> [SOURCE MATERIAL]

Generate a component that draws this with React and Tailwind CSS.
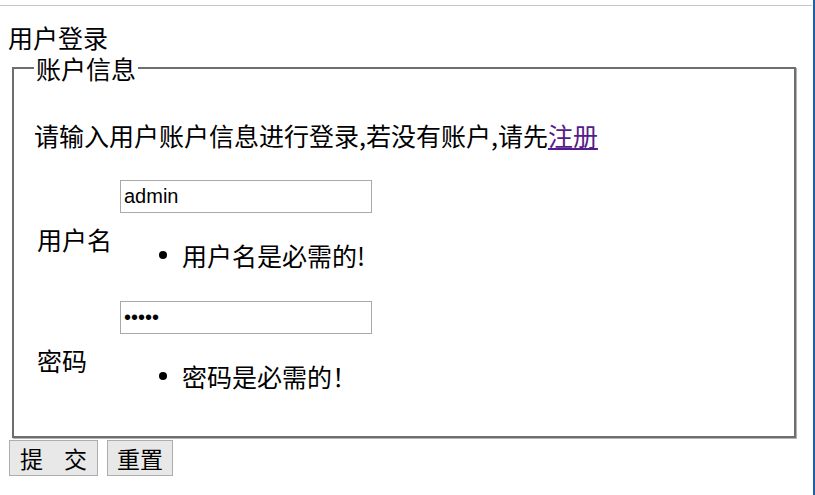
import { useState } from "react";

export default function App() {
  const [username, setUsername] = useState("admin");
  const [password, setPassword] = useState("12345");

  return (
    <div
      className="flex min-h-[495px] w-[815px] bg-white text-black"
      style={{ fontFamily: '"Noto Sans CJK SC", "Liberation Sans", sans-serif' }}
    >
      <div className="w-[813px]">
        <div className="mt-[5px] h-px w-[812px] bg-[#c4c4c4]" />

        <div className="mt-[16px] pl-[8px] text-[25px] leading-[30px]">用户登录</div>

        <form onSubmit={(e) => e.preventDefault()}>
          <fieldset className="mt-[1px] ml-[12px] w-[784px] border-2 border-[#6e6e6e] px-[20px] pb-[18px] shadow-[1px_1px_0_0_#b4b4b4]">
            <legend className="px-[2px] text-[25px] leading-[30px]">账户信息</legend>

            <p className="mt-[37px] text-[25px] leading-[30px]">
              请输入用户账户信息进行登录,若没有账户,请先
              <a href="#register" className="text-[#551a8b] underline">
                注册
              </a>
            </p>

            {/* username row */}
            <div className="mt-[30px] flex items-center">
              <label className="w-[86px] pl-[3px] text-[25px] leading-[30px]">用户名</label>
              <div className="flex flex-col">
                <input
                  type="text"
                  value={username}
                  onChange={(e) => setUsername(e.target.value)}
                  className="h-[33px] w-[252px] border border-[#a9a9a9] px-[3px] text-[20px] outline-none"
                  style={{ fontFamily: '"Liberation Sans", Arial, sans-serif' }}
                />
                <ul className="mt-[27px] mb-[27px]">
                  <li className="flex h-[30px] items-center text-[25px] leading-[30px]">
                    <span className="ml-[39px] h-[8px] w-[8px] rounded-full bg-black" />
                    <span className="ml-[15px]">用户名是必需的!</span>
                  </li>
                </ul>
              </div>
            </div>

            {/* password row */}
            <div className="mt-[4px] flex items-center">
              <label className="w-[86px] pl-[3px] text-[25px] leading-[30px]">密码</label>
              <div className="flex flex-col">
                <input
                  type="password"
                  value={password}
                  onChange={(e) => setPassword(e.target.value)}
                  className="h-[33px] w-[252px] border border-[#a9a9a9] px-[3px] text-[20px] outline-none"
                  style={{ fontFamily: '"Liberation Sans", Arial, sans-serif' }}
                />
                <ul className="mt-[27px] mb-[27px]">
                  <li className="flex h-[30px] items-center text-[25px] leading-[30px]">
                    <span className="ml-[39px] h-[8px] w-[8px] rounded-full bg-black" />
                    <span className="ml-[15px]">密码是必需的！</span>
                  </li>
                </ul>
              </div>
            </div>
          </fieldset>

          <div className="mt-[2px] flex gap-[9px] pl-[9px]">
            <button
              type="submit"
              className="flex h-[36px] items-center gap-[21px] border border-[#adadad] bg-[#e8e8e8] px-[10px] text-[23px] leading-[30px]"
            >
              <span>提</span>
              <span>交</span>
            </button>
            <button
              type="reset"
              className="flex h-[36px] items-center border border-[#adadad] bg-[#e8e8e8] px-[9px] text-[23px] leading-[30px]"
            >
              重置
            </button>
          </div>
        </form>
      </div>
      <div className="w-[2px] bg-[#1f5fa6]" />
    </div>
  );
}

> [DIRECTIVE]
Skip every picture and transcribe the data above exactly.

> [REPLY TO THE EXERCISE]
Generate a component that draws this with React and Tailwind CSS.
import { useState } from "react";

export default function App() {
  const [username, setUsername] = useState("admin");
  const [password, setPassword] = useState("12345");

  return (
    <div
      className="flex min-h-[495px] w-[815px] bg-white text-black"
      style={{ fontFamily: '"Noto Sans CJK SC", "Liberation Sans", sans-serif' }}
    >
      <div className="w-[813px]">
        <div className="mt-[5px] h-px w-[812px] bg-[#c4c4c4]" />

        <div className="mt-[16px] pl-[8px] text-[25px] leading-[30px]">用户登录</div>

        <form onSubmit={(e) => e.preventDefault()}>
          <fieldset className="mt-[1px] ml-[12px] w-[784px] border-2 border-[#6e6e6e] px-[20px] pb-[18px] shadow-[1px_1px_0_0_#b4b4b4]">
            <legend className="px-[2px] text-[25px] leading-[30px]">账户信息</legend>

            <p className="mt-[37px] text-[25px] leading-[30px]">
              请输入用户账户信息进行登录,若没有账户,请先
              <a href="#register" className="text-[#551a8b] underline">
                注册
              </a>
            </p>

            {/* username row */}
            <div className="mt-[30px] flex items-center">
              <label className="w-[86px] pl-[3px] text-[25px] leading-[30px]">用户名</label>
              <div className="flex flex-col">
                <input
                  type="text"
                  value={username}
                  onChange={(e) => setUsername(e.target.value)}
                  className="h-[33px] w-[252px] border border-[#a9a9a9] px-[3px] text-[20px] outline-none"
                  style={{ fontFamily: '"Liberation Sans", Arial, sans-serif' }}
                />
                <ul className="mt-[27px] mb-[27px]">
                  <li className="flex h-[30px] items-center text-[25px] leading-[30px]">
                    <span className="ml-[39px] h-[8px] w-[8px] rounded-full bg-black" />
                    <span className="ml-[15px]">用户名是必需的!</span>
                  </li>
                </ul>
              </div>
            </div>

            {/* password row */}
            <div className="mt-[4px] flex items-center">
              <label className="w-[86px] pl-[3px] text-[25px] leading-[30px]">密码</label>
              <div className="flex flex-col">
                <input
                  type="password"
                  value={password}
                  onChange={(e) => setPassword(e.target.value)}
                  className="h-[33px] w-[252px] border border-[#a9a9a9] px-[3px] text-[20px] outline-none"
                  style={{ fontFamily: '"Liberation Sans", Arial, sans-serif' }}
                />
                <ul className="mt-[27px] mb-[27px]">
                  <li className="flex h-[30px] items-center text-[25px] leading-[30px]">
                    <span className="ml-[39px] h-[8px] w-[8px] rounded-full bg-black" />
                    <span className="ml-[15px]">密码是必需的！</span>
                  </li>
                </ul>
              </div>
            </div>
          </fieldset>

          <div className="mt-[2px] flex gap-[9px] pl-[9px]">
            <button
              type="submit"
              className="flex h-[36px] items-center gap-[21px] border border-[#adadad] bg-[#e8e8e8] px-[10px] text-[23px] leading-[30px]"
            >
              <span>提</span>
              <span>交</span>
            </button>
            <button
              type="reset"
              className="flex h-[36px] items-center border border-[#adadad] bg-[#e8e8e8] px-[9px] text-[23px] leading-[30px]"
            >
              重置
            </button>
          </div>
        </form>
      </div>
      <div className="w-[2px] bg-[#1f5fa6]" />
    </div>
  );
}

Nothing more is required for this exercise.